— Принимаешь меня за драгунского капитана? А как ты… с гостями?
— Мы еще раньше договаривались. Поедем в Каррас. Посидим немного…
— Я в начале седьмого пошлю за тобой Глебова. В Каррас, ты сказал? Значит в Каррас. Он отвезет тебя на место.
— Я для тебя взял четыре билета на здешние ванны. Достаточно?
— Пока да.
Для себя он взял целых пять билетов. На пять дней. Скоро надо уезжать — и хорошо бы завершить лечение. Ему оставался один день. Бог решает за нас. А мы — бессильные твари.
Алексис уехал. Нельзя сказать, что у него был такой уж радужный вид.
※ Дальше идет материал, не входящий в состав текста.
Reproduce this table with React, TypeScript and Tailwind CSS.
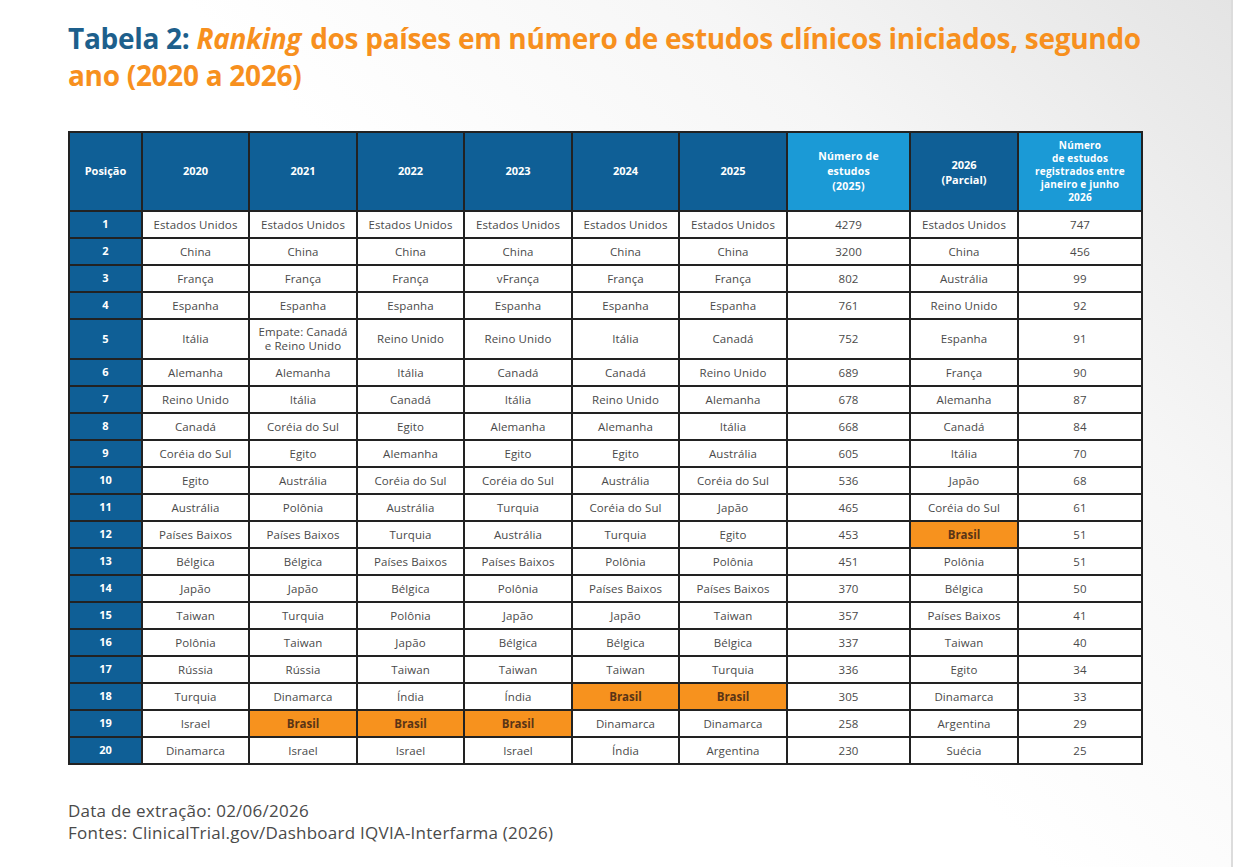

Странно! Но в эти последние дни только он вспоминал о гаданье мадам Кирхгоф. Сам Михаил напрочь позабыл о нем.
Но светило солнце — и горы плавились. И Михаил был, кажется, влюблен. А может, серьезней всё… В Пятигорске был легкий ветерок, и ему отзывалась «Эолова арфа». А в Железноводске совсем тихо. Только солнце и горы. Великолепная, такая сытая тишина во всем мире.
Вскоре приехали гости. И Лермонтов окружил их заботой. Их было больше, чем он ожидал. Он даже чуть расстроился. Не дадут побыть с Катей. С ней приехала, конечно, тетка — мадам Обыденная (неудобно звать только так, но имени не сохранилось). Они с тетей в коляске, а трое мужчин верхом: Бенкендорф, Пушкин Лев и Дмитревский — тифлисский чиновник. Он, кажется, в свое время делал предложение Нине Грибоедовой. Но она отказала, как всем отказывала. В Пятигорск он приехал с тоской по каким-то другим карим глазам и писал им стихи. Поэт был никакой, но стихи влюбленного получались хорошие. Лермонтов их одобрил. Даже сказал, что понял по ним, что надо любить только карие очи. Кстати, и у Кати были карие. Только чуть темней. Но об этом он как-то не думал. Дмитревский с Михаилом были друзья.
Пошли гулять в рощу поблизости. Пушкин занял всех каким-то длинным и путаным рассказом… Он любил Москву и все московское, и московские легенды, похожие на анекдоты, которые тем не менее оказывались былями…
А Катя с Лермонтовым незаметно отделились ото всех и ушли поглубже в рощу. Стали бродить меж дерев, сперва под ручку. А потом Катюша бросила его локоть и побежала, и скрылась за деревом: дитя есть дитя. А Лермонтов кинулся ее догонять. Они стали играть в пятнашки, как маленькие.
«На мне было бандо. Уж не знаю, какими судьбами коса моя распустилась и бандо свалилось… он взял и спрятал в карман», — писала потом Катя сестре. Ничего подобного. Бандо свалилось оттого, что он обнял ее и поцеловал. А она ответила поцелуем ему, сама не поняв, что произошло, а он целовал ее еще и еще.
— Но я совсем не похожа на Варю Лопухину! — сказал она растерянно.
— Тем лучше! — сказал он и поцеловал снова.
— Но мы же с вами — родня!
— Вы забыли: очень дальняя.
— Но вы соскучитесь со мной!..
— Но разве с жизнью можно соскучиться?
«…то была одна из тех чудных красавиц, которых рисует нам молодое воображение, перед которыми в волнении пламенных грез стоим на коленях и плачем, и молим, и радуемся бог знает чему…» («Штосс»).
Но он был еще здесь и убеждал ее, что всё не так и он не соскучится. А мир вокруг был прекрасен и светел, и деревья были добры к ним и скрывали их поцелуи от остальной публики.
И ей только казалось после, когда вспоминала об этом дне, будто он был грустен с ней! Ничего подобного! Просто… она так думала после — когда уже знала, что случилось.
Они выехали к Пятигорску где-то во втором часу дня. И дамы были опять в коляске. А четверо мужчин на конях, верхом. И он держал повод одной рукой и ехал, обернувшись или постоянно оборачиваясь к ней. И знал, что она тоже из окошка смотрит на него, хотя с ним было еще трое мужчин.
«…она с грустным взором оборачивала к нему эти страстные, глубокие глаза, которые, казалось, говорили: „смелее, не упадай духом, подожди, я буду твоя, во что бы то ни стало! я тебя люблю!“» («Штосс»).